— Available data —
## Begin

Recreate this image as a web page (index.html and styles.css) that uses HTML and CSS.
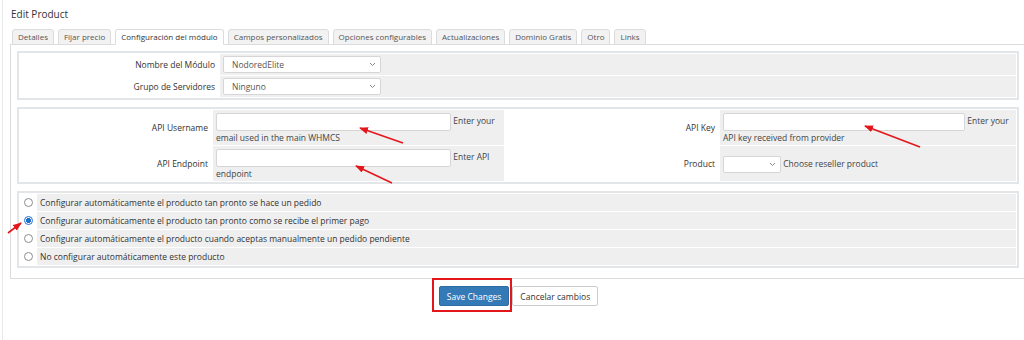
FILE: index.html
```html
<!DOCTYPE html>
<html lang="es">
<head>
<meta charset="UTF-8">
<title>Edit Product</title>
<link rel="stylesheet" href="styles.css">
</head>
<body>

<div class="content">

<h1 class="title">Edit Product</h1>

<ul class="tabs">
  <li>Detalles</li>
  <li>Fijar precio</li>
  <li class="active">Configuración del módulo</li>
  <li>Campos personalizados</li>
  <li>Opciones configurables</li>
  <li>Actualizaciones</li>
  <li>Dominio Gratis</li>
  <li>Otro</li>
  <li>Links</li>
</ul>

<div class="tab-panel">

<table class="form module">
  <tr>
    <td class="fieldlabel">Nombre del Módulo</td>
    <td class="fieldarea"><span class="select wide">NodoredElite<svg class="caret" width="7" height="5" viewBox="0 0 7 5"><path d="M1 1l2.5 2.5L6 1"/></svg></span></td>
  </tr>
  <tr>
    <td class="fieldlabel">Grupo de Servidores</td>
    <td class="fieldarea"><span class="select wide">Ninguno<svg class="caret" width="7" height="5" viewBox="0 0 7 5"><path d="M1 1l2.5 2.5L6 1"/></svg></span></td>
  </tr>
</table>

<table class="form api">
  <colgroup>
    <col class="col-l1"><col class="col-f1"><col class="col-l2"><col>
  </colgroup>
  <tr>
    <td class="fieldlabel">API Username</td>
    <td class="fieldarea"><input class="text-left" type="text"> Enter your email used in the main WHMCS</td>
    <td class="fieldlabel">API Key</td>
    <td class="fieldarea"><input class="text-right" type="text"> Enter your API key received from provider</td>
  </tr>
  <tr>
    <td class="fieldlabel">API Endpoint</td>
    <td class="fieldarea"><input class="text-left" type="text"> Enter API endpoint</td>
    <td class="fieldlabel">Product</td>
    <td class="fieldarea"><span class="select small"><svg class="caret" width="7" height="5" viewBox="0 0 7 5"><path d="M1 1l2.5 2.5L6 1"/></svg></span> Choose reseller product</td>
  </tr>
</table>

<table class="form radios">
  <tr>
    <td class="opt"><input type="radio" name="autosetup"></td>
    <td class="fieldarea">Configurar automáticamente el producto tan pronto se hace un pedido</td>
  </tr>
  <tr>
    <td class="opt"><input type="radio" name="autosetup" checked></td>
    <td class="fieldarea">Configurar automáticamente el producto tan pronto como se recibe el primer pago</td>
  </tr>
  <tr>
    <td class="opt"><input type="radio" name="autosetup"></td>
    <td class="fieldarea">Configurar automáticamente el producto cuando aceptas manualmente un pedido pendiente</td>
  </tr>
  <tr>
    <td class="opt"><input type="radio" name="autosetup"></td>
    <td class="fieldarea">No configurar automáticamente este producto</td>
  </tr>
</table>

</div>

<div class="actions">
  <button class="btn btn-primary">Save Changes</button>
  <button class="btn btn-default">Cancelar cambios</button>
</div>

</div>

<!-- red marks drawn over the screenshot -->
<svg class="marks" width="1024" height="340" viewBox="0 0 1024 340">
  <defs>
    <marker id="head" markerUnits="userSpaceOnUse" markerWidth="9" markerHeight="7" refX="8" refY="3.5" orient="auto">
      <path d="M0 0L9 3.5L0 7z" fill="#e3161c"/>
    </marker>
  </defs>
  <g stroke="#e3161c" stroke-width="1.6" fill="none">
    <line x1="403" y1="143" x2="360" y2="128" marker-end="url(#head)"/>
    <line x1="392" y1="183" x2="356" y2="166" marker-end="url(#head)"/>
    <line x1="920" y1="147" x2="865" y2="126" marker-end="url(#head)"/>
    <line x1="8" y1="233" x2="21" y2="223" marker-end="url(#head)"/>
    <rect x="433" y="279" width="78" height="32" stroke-width="2"/>
  </g>
</svg>

</body>
</html>
```

FILE: styles.css
```css
body{
  margin:0;
  font-family:'Open Sans',sans-serif;
  font-size:8.5px;
  color:#333;
  background:#fff;
  position:relative;
}

.content{
  margin-left:2px;
  border-left:1px solid #e8e8e8;
  padding-left:7px;
  min-height:340px;
}

.title{
  margin:0;
  padding:7px 0 0 1px;
  font-size:10px;
  font-weight:normal;
  line-height:14px;
  color:#333;
}

.tabs{
  display:flex;
  gap:4px;
  list-style:none;
  margin:8px 0 -1px 2px;
  padding:0;
}

.tabs li{
  padding:0 5px;
  font-size:8px;
  line-height:14px;
  border:1px solid #dcdcdc;
  border-radius:3px 3px 0 0;
  background:#f2f2f2;
  color:#555;
}

.tabs li.active{
  position:relative;
  background:#fff;
  border-bottom-color:#fff;
  color:#333;
}

.tab-panel{
  border:1px solid #dcdcdc;
  border-right:none;
  padding:6px 5px 10px 6px;
}

.form{
  width:100%;
  border:2px solid #e2e6e9;
  border-spacing:1px;
  margin-bottom:7px;
}

.form:last-child{
  margin-bottom:0;
}

.fieldlabel{
  width:20%;
  background:#fff;
  text-align:right;
  padding:2px 4px 2px 2px;
  white-space:nowrap;
}

.fieldarea{
  background:#efefef;
  padding:2px 3px;
  line-height:13px;
}

.select{
  display:inline-flex;
  align-items:center;
  justify-content:space-between;
  box-sizing:border-box;
  height:17px;
  padding:0 4px 0 8px;
  background:#fff;
  border:1px solid #d6d6d6;
  border-radius:2px;
  color:#555;
  vertical-align:middle;
}

.select.wide{
  width:158px;
}

.select.small{
  width:58px;
  justify-content:flex-end;
}

.caret{
  fill:none;
  stroke:#888;
  stroke-width:1;
}

.api{
  table-layout:fixed;
}

.api .fieldlabel{
  width:auto;
}

.col-l1{ width:192px; }
.col-f1{ width:291px; }
.col-l2{ width:214px; }

.api .fieldarea{
  color:#444;
  padding:3px 3px 1px;
}

input[type=text]{
  box-sizing:border-box;
  height:18px;
  margin:0;
  border:1px solid #d6d6d6;
  border-radius:2px;
  background:#fff;
  vertical-align:middle;
}

.text-left{ width:235px; }
.text-right{ width:242px; }

.radios .opt{
  width:12px;
  background:#fff;
  padding:0 2px;
  text-align:center;
}

.radios .fieldarea{
  padding:2px 3px;
}

input[type=radio]{
  appearance:none;
  display:block;
  width:9px;
  height:9px;
  margin:0 auto;
  border:1px solid #8d8d8d;
  border-radius:50%;
  background:#fff;
}

input[type=radio]:checked{
  border-color:#1f6fd1;
  background:radial-gradient(circle,#1f6fd1 0 2.3px,#fff 2.8px);
}

.actions{
  display:flex;
  justify-content:center;
  gap:3px;
  padding:7px 0 0 3px;
}

.btn{
  height:20px;
  padding:0 7px;
  font-family:'Open Sans',sans-serif;
  font-size:8.5px;
  border:1px solid;
  border-radius:2px;
}

.btn-primary{
  background:#337ab7;
  border-color:#2e6da4;
  color:#fff;
}

.btn-default{
  background:#fff;
  border-color:#ccc;
  color:#333;
}

.marks{
  position:absolute;
  top:0;
  left:0;
  pointer-events:none;
}
```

## End

— Task prompt —
Restate the whole listing above exactly, please, omitting every image.

— Expected answer —
Recreate this image as a web page (index.html and styles.css) that uses HTML and CSS.
FILE: index.html
```html
<!DOCTYPE html>
<html lang="es">
<head>
<meta charset="UTF-8">
<title>Edit Product</title>
<link rel="stylesheet" href="styles.css">
</head>
<body>

<div class="content">

<h1 class="title">Edit Product</h1>

<ul class="tabs">
  <li>Detalles</li>
  <li>Fijar precio</li>
  <li class="active">Configuración del módulo</li>
  <li>Campos personalizados</li>
  <li>Opciones configurables</li>
  <li>Actualizaciones</li>
  <li>Dominio Gratis</li>
  <li>Otro</li>
  <li>Links</li>
</ul>

<div class="tab-panel">

<table class="form module">
  <tr>
    <td class="fieldlabel">Nombre del Módulo</td>
    <td class="fieldarea"><span class="select wide">NodoredElite<svg class="caret" width="7" height="5" viewBox="0 0 7 5"><path d="M1 1l2.5 2.5L6 1"/></svg></span></td>
  </tr>
  <tr>
    <td class="fieldlabel">Grupo de Servidores</td>
    <td class="fieldarea"><span class="select wide">Ninguno<svg class="caret" width="7" height="5" viewBox="0 0 7 5"><path d="M1 1l2.5 2.5L6 1"/></svg></span></td>
  </tr>
</table>

<table class="form api">
  <colgroup>
    <col class="col-l1"><col class="col-f1"><col class="col-l2"><col>
  </colgroup>
  <tr>
    <td class="fieldlabel">API Username</td>
    <td class="fieldarea"><input class="text-left" type="text"> Enter your email used in the main WHMCS</td>
    <td class="fieldlabel">API Key</td>
    <td class="fieldarea"><input class="text-right" type="text"> Enter your API key received from provider</td>
  </tr>
  <tr>
    <td class="fieldlabel">API Endpoint</td>
    <td class="fieldarea"><input class="text-left" type="text"> Enter API endpoint</td>
    <td class="fieldlabel">Product</td>
    <td class="fieldarea"><span class="select small"><svg class="caret" width="7" height="5" viewBox="0 0 7 5"><path d="M1 1l2.5 2.5L6 1"/></svg></span> Choose reseller product</td>
  </tr>
</table>

<table class="form radios">
  <tr>
    <td class="opt"><input type="radio" name="autosetup"></td>
    <td class="fieldarea">Configurar automáticamente el producto tan pronto se hace un pedido</td>
  </tr>
  <tr>
    <td class="opt"><input type="radio" name="autosetup" checked></td>
    <td class="fieldarea">Configurar automáticamente el producto tan pronto como se recibe el primer pago</td>
  </tr>
  <tr>
    <td class="opt"><input type="radio" name="autosetup"></td>
    <td class="fieldarea">Configurar automáticamente el producto cuando aceptas manualmente un pedido pendiente</td>
  </tr>
  <tr>
    <td class="opt"><input type="radio" name="autosetup"></td>
    <td class="fieldarea">No configurar automáticamente este producto</td>
  </tr>
</table>

</div>

<div class="actions">
  <button class="btn btn-primary">Save Changes</button>
  <button class="btn btn-default">Cancelar cambios</button>
</div>

</div>

<!-- red marks drawn over the screenshot -->
<svg class="marks" width="1024" height="340" viewBox="0 0 1024 340">
  <defs>
    <marker id="head" markerUnits="userSpaceOnUse" markerWidth="9" markerHeight="7" refX="8" refY="3.5" orient="auto">
      <path d="M0 0L9 3.5L0 7z" fill="#e3161c"/>
    </marker>
  </defs>
  <g stroke="#e3161c" stroke-width="1.6" fill="none">
    <line x1="403" y1="143" x2="360" y2="128" marker-end="url(#head)"/>
    <line x1="392" y1="183" x2="356" y2="166" marker-end="url(#head)"/>
    <line x1="920" y1="147" x2="865" y2="126" marker-end="url(#head)"/>
    <line x1="8" y1="233" x2="21" y2="223" marker-end="url(#head)"/>
    <rect x="433" y="279" width="78" height="32" stroke-width="2"/>
  </g>
</svg>

</body>
</html>
```

FILE: styles.css
```css
body{
  margin:0;
  font-family:'Open Sans',sans-serif;
  font-size:8.5px;
  color:#333;
  background:#fff;
  position:relative;
}

.content{
  margin-left:2px;
  border-left:1px solid #e8e8e8;
  padding-left:7px;
  min-height:340px;
}

.title{
  margin:0;
  padding:7px 0 0 1px;
  font-size:10px;
  font-weight:normal;
  line-height:14px;
  color:#333;
}

.tabs{
  display:flex;
  gap:4px;
  list-style:none;
  margin:8px 0 -1px 2px;
  padding:0;
}

.tabs li{
  padding:0 5px;
  font-size:8px;
  line-height:14px;
  border:1px solid #dcdcdc;
  border-radius:3px 3px 0 0;
  background:#f2f2f2;
  color:#555;
}

.tabs li.active{
  position:relative;
  background:#fff;
  border-bottom-color:#fff;
  color:#333;
}

.tab-panel{
  border:1px solid #dcdcdc;
  border-right:none;
  padding:6px 5px 10px 6px;
}

.form{
  width:100%;
  border:2px solid #e2e6e9;
  border-spacing:1px;
  margin-bottom:7px;
}

.form:last-child{
  margin-bottom:0;
}

.fieldlabel{
  width:20%;
  background:#fff;
  text-align:right;
  padding:2px 4px 2px 2px;
  white-space:nowrap;
}

.fieldarea{
  background:#efefef;
  padding:2px 3px;
  line-height:13px;
}

.select{
  display:inline-flex;
  align-items:center;
  justify-content:space-between;
  box-sizing:border-box;
  height:17px;
  padding:0 4px 0 8px;
  background:#fff;
  border:1px solid #d6d6d6;
  border-radius:2px;
  color:#555;
  vertical-align:middle;
}

.select.wide{
  width:158px;
}

.select.small{
  width:58px;
  justify-content:flex-end;
}

.caret{
  fill:none;
  stroke:#888;
  stroke-width:1;
}

.api{
  table-layout:fixed;
}

.api .fieldlabel{
  width:auto;
}

.col-l1{ width:192px; }
.col-f1{ width:291px; }
.col-l2{ width:214px; }

.api .fieldarea{
  color:#444;
  padding:3px 3px 1px;
}

input[type=text]{
  box-sizing:border-box;
  height:18px;
  margin:0;
  border:1px solid #d6d6d6;
  border-radius:2px;
  background:#fff;
  vertical-align:middle;
}

.text-left{ width:235px; }
.text-right{ width:242px; }

.radios .opt{
  width:12px;
  background:#fff;
  padding:0 2px;
  text-align:center;
}

.radios .fieldarea{
  padding:2px 3px;
}

input[type=radio]{
  appearance:none;
  display:block;
  width:9px;
  height:9px;
  margin:0 auto;
  border:1px solid #8d8d8d;
  border-radius:50%;
  background:#fff;
}

input[type=radio]:checked{
  border-color:#1f6fd1;
  background:radial-gradient(circle,#1f6fd1 0 2.3px,#fff 2.8px);
}

.actions{
  display:flex;
  justify-content:center;
  gap:3px;
  padding:7px 0 0 3px;
}

.btn{
  height:20px;
  padding:0 7px;
  font-family:'Open Sans',sans-serif;
  font-size:8.5px;
  border:1px solid;
  border-radius:2px;
}

.btn-primary{
  background:#337ab7;
  border-color:#2e6da4;
  color:#fff;
}

.btn-default{
  background:#fff;
  border-color:#ccc;
  color:#333;
}

.marks{
  position:absolute;
  top:0;
  left:0;
  pointer-events:none;
}
```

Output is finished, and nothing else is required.